No, but seriously, that’s probably the best joke I’ve ever made (the slightly clunky misspell notwithstanding). I shouldn’t have to write anything else today. You ought to just be happy with that. In fact, I should never have to write anything ever again. I should just retire. I should make like Iago and “never more speak word”. Abjure, like Prospero, this rough magic, and drown my book.
It’s a bit like Freddie Flintoff throwing that awesome run out at the Oval to win the Ashes, and then walking off into the sunset. To go after that gag would be to retire undefeated, like Marciano, Cantona or Zidane (to name but three great boxers). Or like Keats, croaking at his peak with his name writ in water. Or was that Shelley?
But no, I haven’t the sense. Like Ali, I’ll keep coming back, and coming back, trying to recapture that “Buffett carriage” moment, until my brain and body are gone, and all I have is your pity.
The thing is, I really am glad that the world’s second-richest man chose to spend $44 billion (£noreallyit’smasses) on, of all things, a railway. It’s just so much more classy than buying an airline or a goldmine or a country or a piece of turbot at the River Café.
As if we didn’t love Warren Buffett enough already, for being so nice, so modest, so ... old. And for saying that cool thing when the credit crunch hit, about seeing people’s bums when the tide goes out and finding out who’s got the smallest willy.
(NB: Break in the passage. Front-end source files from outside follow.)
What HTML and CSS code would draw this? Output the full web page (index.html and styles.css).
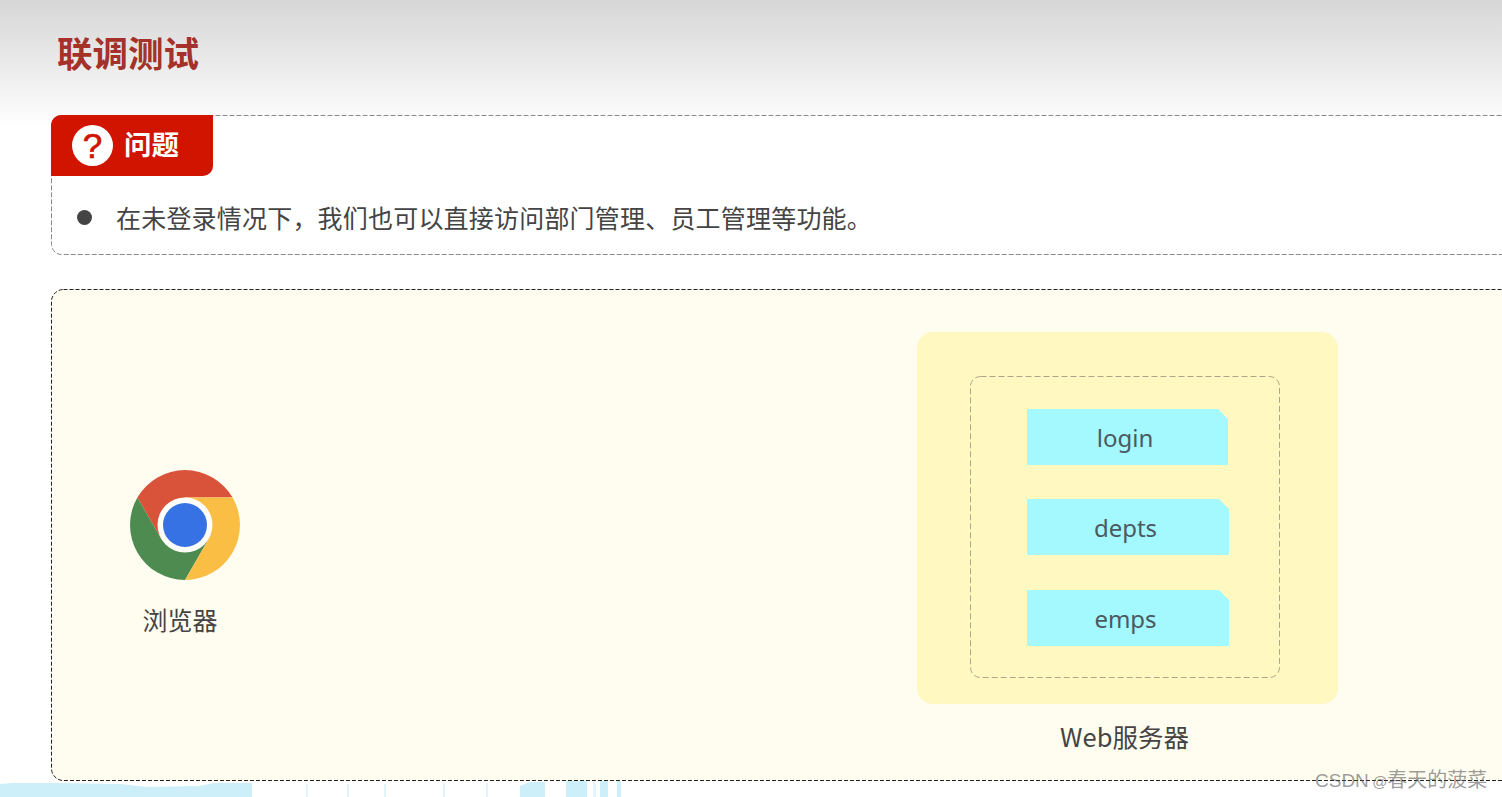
FILE: index.html
```html
<!DOCTYPE html>
<html lang="zh-CN">
<head>
<meta charset="utf-8">
<title>联调测试</title>
<link rel="stylesheet" href="styles.css">
</head>
<body>
<div class="page">
  <h1 class="title">联调测试</h1>
  <section class="question">
    <svg class="outline" width="1500" height="140"><rect class="dash-q" x="0.5" y="0.5" width="1499" height="139" rx="10"/></svg>
    <div class="tab"><span class="tab-icon">?</span><span class="tab-text">问题</span></div>
    <div class="q-row"><span class="bullet"></span><p class="q-text">在未登录情况下，我们也可以直接访问部门管理、员工管理等功能。</p></div>
  </section>
  <section class="diagram">
    <svg class="outline" width="1500" height="492"><rect class="dash-d" x="0.5" y="0.5" width="1499" height="491" rx="12"/></svg>
    <div class="browser">
      <svg class="chrome" width="110" height="110" viewBox="-55 -55 110 110">
        <path fill="#d9533a" d="M-47.6 -27.5A55 55 0 0 1 47.6 -27.5L0 -27.5L-23.8 13.75Z"/>
        <path fill="#4d8b50" d="M-47.6 -27.5A55 55 0 0 0 0 55L23.8 13.75L-23.8 13.75Z"/>
        <path fill="#fbbe45" d="M47.6 -27.5A55 55 0 0 1 0 55L23.8 13.75L0 -27.5Z"/>
        <circle r="27.5" fill="#fffef8"/>
        <circle r="22" fill="#3672e3"/>
      </svg>
      <div class="browser-label">浏览器</div>
    </div>
    <div class="server-col">
      <div class="server">
        <div class="routes">
          <svg class="outline" width="310" height="302"><rect class="dash-r" x="0.5" y="0.5" width="309" height="301" rx="10"/></svg>
          <div class="route route-a">login</div>
          <div class="route route-b">depts</div>
          <div class="route route-b route-c">emps</div>
        </div>
      </div>
      <div class="server-label">Web服务器</div>
    </div>
  </section>
  <svg class="strip" width="1502" height="16" viewBox="0 0 1502 16">
    <path fill="#cceff9" d="M0 3L13 2L60 2L120 3L147 6L200 5L214 2L252 2V16H0Z"/>
    <path fill="#cceff9" d="M520 5L530 1H545V16H520ZM566 0H587V16H566ZM600 0H608V16H600ZM617 0H621V16H617Z"/>
    <path fill="#e2f5fb" d="M306 3H308V16H306ZM347 3H349V16H347ZM384 3H386V16H384ZM443 2H445V16H443ZM486 2H488V16H486ZM593 1H596V16H593Z"/>
  </svg>
  <div class="watermark">CSDN <span class="wm-at">@</span><span class="wm-cjk">春天的菠菜</span></div>
</div>
</body>
</html>
```

FILE: styles.css
```css
* { box-sizing: border-box; }
html, body { margin: 0; padding: 0; }
body {
  width: 1502px;
  height: 797px;
  overflow: hidden;
  background: #fff;
  font-family: "Noto Sans CJK SC", "Noto Sans", sans-serif;
}
.page {
  position: relative;
  width: 1502px;
  height: 797px;
  overflow: hidden;
  background: linear-gradient(#d6d6d6 0, #e6e6e6 50px, #f6f6f6 100px, #fff 128px) no-repeat;
  background-size: 100% 128px;
}
.title {
  margin: 0;
  height: 115px;
  padding-left: 57px;
  font-size: 35.5px;
  line-height: 104px;
  font-weight: 700;
  color: #a5322a;
}
.outline {
  position: absolute;
  left: 0;
  top: 0;
  fill: none;
  stroke-width: 1;
}
.dash-q { stroke: #8a8a8a; stroke-dasharray: 5 2; }
.dash-d { stroke: #222; stroke-dasharray: 4 2; }
.dash-r { stroke: #b0a58a; stroke-dasharray: 6 3; }
.question {
  position: relative;
  width: 1500px;
  height: 140px;
  margin-left: 51px;
  background: #fff;
  border-radius: 10px;
}
.tab {
  position: relative;
  display: flex;
  align-items: center;
  width: 162px;
  height: 61px;
  padding-left: 21px;
  gap: 11px;
  background: #d01400;
  border-radius: 10px 0 10px 0;
}
.tab-icon {
  width: 41px;
  height: 41px;
  border-radius: 50%;
  background: #fff;
  color: #d01400;
  font-family: "Liberation Sans", sans-serif;
  font-size: 35px;
  font-weight: 400;
  -webkit-text-stroke: 0.7px #d01400;
  line-height: 41px;
  text-align: center;
}
.tab-text {
  padding-bottom: 4px;
  color: #fff;
  font-size: 27.5px;
  font-weight: 700;
  line-height: 1;
}
.q-row {
  position: relative;
  display: flex;
  align-items: center;
  height: 83px;
  padding-left: 26px;
}
.bullet {
  width: 15px;
  height: 15px;
  border-radius: 50%;
  background: #444;
}
.q-text {
  margin: 0 0 0 24px;
  padding-bottom: 2px;
  font-size: 25px;
  line-height: 1.2;
  letter-spacing: 0.2px;
  color: #444;
}
.diagram {
  position: relative;
  display: flex;
  align-items: flex-start;
  width: 1500px;
  height: 492px;
  margin: 34px 0 0 51px;
  background: #fffdf0;
  border-radius: 12px;
}
.browser {
  position: relative;
  display: flex;
  flex-direction: column;
  width: 110px;
  margin: 181px 0 0 79px;
}
.chrome { display: block; }
.browser-label {
  width: 100px;
  margin-top: 22px;
  font-size: 25px;
  line-height: 34px;
  text-align: center;
  color: #444;
}
.server-col {
  position: relative;
  display: flex;
  flex-direction: column;
  width: 421px;
  margin: 43px 0 0 677px;
}
.server {
  width: 421px;
  height: 372px;
  padding: 44px 0 0 53px;
  background: #fff8c0;
  border-radius: 16px;
}
.routes {
  position: relative;
  display: flex;
  flex-direction: column;
  gap: 34px;
  width: 310px;
  height: 302px;
  padding: 33px 0 0 57px;
  border-radius: 10px;
}
.route {
  height: 56px;
  font-family: "Noto Sans", sans-serif;
  font-size: 24px;
  line-height: 58px;
  text-align: center;
  color: #4a5a60;
  background: #a4f8ff;
  clip-path: polygon(0 0, calc(100% - 10px) 0, 100% 10px, 100% 100%, 0 100%);
  padding-right: 5px;
}
.route-a { width: 201px; }
.route-b { width: 202px; }
.route-c { margin-top: 1px; }
.server-label {
  width: 415px;
  margin-top: 15px;
  font-size: 25.5px;
  line-height: 34px;
  text-align: center;
  color: #444;
}
.strip { display: block; }
.watermark {
  position: absolute;
  left: 1315px;
  top: 766px;
  font-family: "Liberation Sans", "Noto Sans CJK SC", sans-serif;
  font-size: 19px;
  line-height: 26px;
  word-spacing: -2px;
  color: rgba(90, 90, 90, 0.6);
  white-space: nowrap;
}
.wm-at { font-size: 15px; }
.wm-cjk { font-size: 20px; font-family: "Noto Sans CJK SC", sans-serif; }
```
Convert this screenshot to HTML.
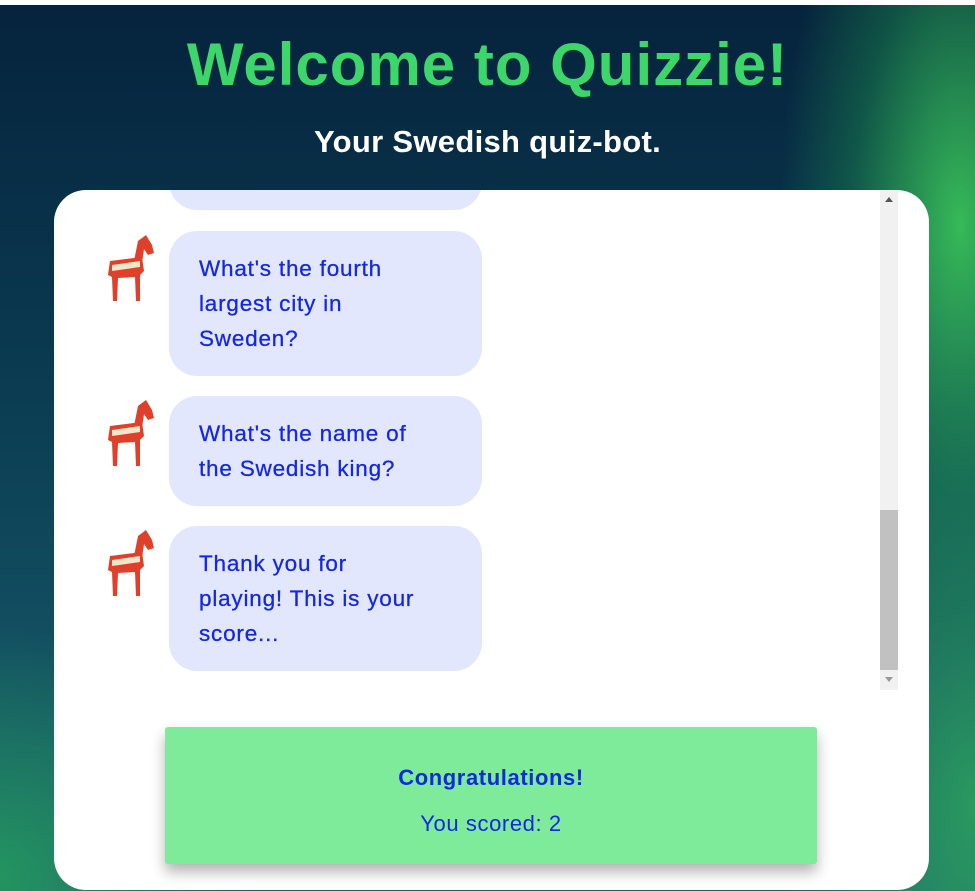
<!DOCTYPE html>
<html><head><style>
body{margin:0;width:975px;height:891px;overflow:hidden;font-family:"Liberation Sans",sans-serif;background:#fff;}
.bg{position:absolute;left:0;top:5px;width:975px;height:886px;
background:radial-gradient(ellipse 180px 450px at 960px 220px,rgba(60,200,90,.9),rgba(30,150,80,.4) 60%,transparent 100%),
radial-gradient(ellipse 250px 250px at 0px 870px,rgba(40,170,90,.7),transparent),
radial-gradient(ellipse 200px 400px at 975px 800px,rgba(50,180,90,.7),transparent),
linear-gradient(180deg,#06233d 0%,#0a3a50 40%,#1a6070 100%);}
h1{position:absolute;top:30px;left:0;width:975px;text-align:center;margin:0;font-size:60px;color:#3dd66b;font-weight:bold;letter-spacing:1px}
h2{position:absolute;top:124px;left:0;width:975px;text-align:center;margin:0;font-size:31px;color:#fff;font-weight:bold;letter-spacing:0.3px}
.card{position:absolute;left:54px;top:190px;width:875px;height:700px;background:#fff;border-radius:32px;overflow:hidden}
.bub{position:absolute;left:115px;width:313px;background:#e3e7fe;border-radius:28px;color:#1428e0;font-size:22.5px;letter-spacing:0.8px;line-height:35px;box-sizing:border-box;padding:20px 30px;white-space:nowrap;-webkit-text-stroke:0.3px #1428e0}
.av{position:absolute;left:36px;width:68px;height:72px}
.sb{position:absolute;left:826px;top:0;width:18px;height:500px;background:#f1f1f1}
.th{position:absolute;left:826px;top:320px;width:18px;height:160px;background:#c1c1c1}
.score{position:absolute;left:111px;top:537px;width:652px;height:137px;background:#7deb9a;border-radius:3px;box-shadow:0 8px 14px rgba(0,0,0,.3);text-align:center;color:#1428e0;letter-spacing:0.6px}
</style></head><body>
<div class="bg"></div>
<h1>Welcome to Quizzie!</h1>
<h2>Your Swedish quiz-bot.</h2>
<div class="card">
<div class="bub" style="top:-40px;height:60px"></div>
<svg class="av" style="top:41px" viewBox="0 0 68 72"><g fill="#e0402a"><path d="M20 30 L52 26 L54 40 L50 44 L50 70 L46 70 L45 46 L28 47 L27 70 L23 70 L22 46 L18 44 Z"/><path d="M44 30 L48 10 L56 4 L62 14 L64 22 L58 24 L54 18 L52 32 Z"/></g><path d="M22 34 L50 30 L50 36 L22 40 Z" fill="#f2e6c8"/></svg>
<div class="bub" style="top:41px">What's the fourth<br>largest city in<br>Sweden?</div>
<svg class="av" style="top:206px" viewBox="0 0 68 72"><g fill="#e0402a"><path d="M20 30 L52 26 L54 40 L50 44 L50 70 L46 70 L45 46 L28 47 L27 70 L23 70 L22 46 L18 44 Z"/><path d="M44 30 L48 10 L56 4 L62 14 L64 22 L58 24 L54 18 L52 32 Z"/></g><path d="M22 34 L50 30 L50 36 L22 40 Z" fill="#f2e6c8"/></svg>
<div class="bub" style="top:206px">What's the name of<br>the Swedish king?</div>
<svg class="av" style="top:336px" viewBox="0 0 68 72"><g fill="#e0402a"><path d="M20 30 L52 26 L54 40 L50 44 L50 70 L46 70 L45 46 L28 47 L27 70 L23 70 L22 46 L18 44 Z"/><path d="M44 30 L48 10 L56 4 L62 14 L64 22 L58 24 L54 18 L52 32 Z"/></g><path d="M22 34 L50 30 L50 36 L22 40 Z" fill="#f2e6c8"/></svg>
<div class="bub" style="top:336px">Thank you for<br>playing! This is your<br>score...</div>
<div class="sb"></div><div class="th"></div>
<div style="position:absolute;left:831px;top:7px;border:4px solid transparent;border-bottom:5px solid #555;border-top:0"></div>
<div style="position:absolute;left:831px;top:487px;border:4px solid transparent;border-top:5px solid #999;border-bottom:0"></div>
<div class="score"><div style="font-weight:bold;font-size:22px;margin-top:38px">Congratulations!</div><div style="font-size:22px;margin-top:20px">You scored: 2</div></div>
</div>
</body></html>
And for calling the downturn “poetic justice”. And for pledging to give 85 per cent of his fortune to charity.
And now this. Nothing could be more poetic than investing in a railway company. He has done it, apparently, because he believes that freight haulage by road is not the future, making this the most (maybe the only) significant ethical investment yet made — and in America, of all places, which built the greatest railways on Earth and then left them to rot when it fell in love with the car.
I think the multibillionaires might be our last chance. I love the idea of tycoons investing us all the way back to the golden age of travel. I’m hoping Wazza will go all the way and opt for steam. And passenger transport in wooden carriages with leather upholstery, and sleepers with linen and double beds. And a proper dining car.
And wouldn’t it be lovely if Bill Gates invested in ocean liners? Proper ones like the, well, not like the Titanic, but like the ones that didn’t sink. And so then all the airlines would fail, and we could go back to chug-chugging around the world in boats with ballrooms and tennis courts and racetracks, and not be in such a rush any more.
And Lakshmi Mittal could invest in horses. And there’d be no more drilling for oil or traffic jams or urban pollution. And with all that horse crap, fertiliser would be so cheap that organic farming would become economically preferable to the industrialised way.
And Carlos Slim Helú (they’re going to have to be men I’ve googled now) could invest billions in books, and Lawrence Ellison could invest in letters, and then computers and phones would shrivel and die. And Ingvar Kamprad could plough his billions into celery so there’d be no more fat people, and so on.
When men as rich as Buffett (and there aren’t many) start deciding that money must be invested sustainably — entirely for business, not altruistic reasons, because it is the only way to protect your capital in the long term — then that’s the start of it not being necessarily quite the end of the world just yet.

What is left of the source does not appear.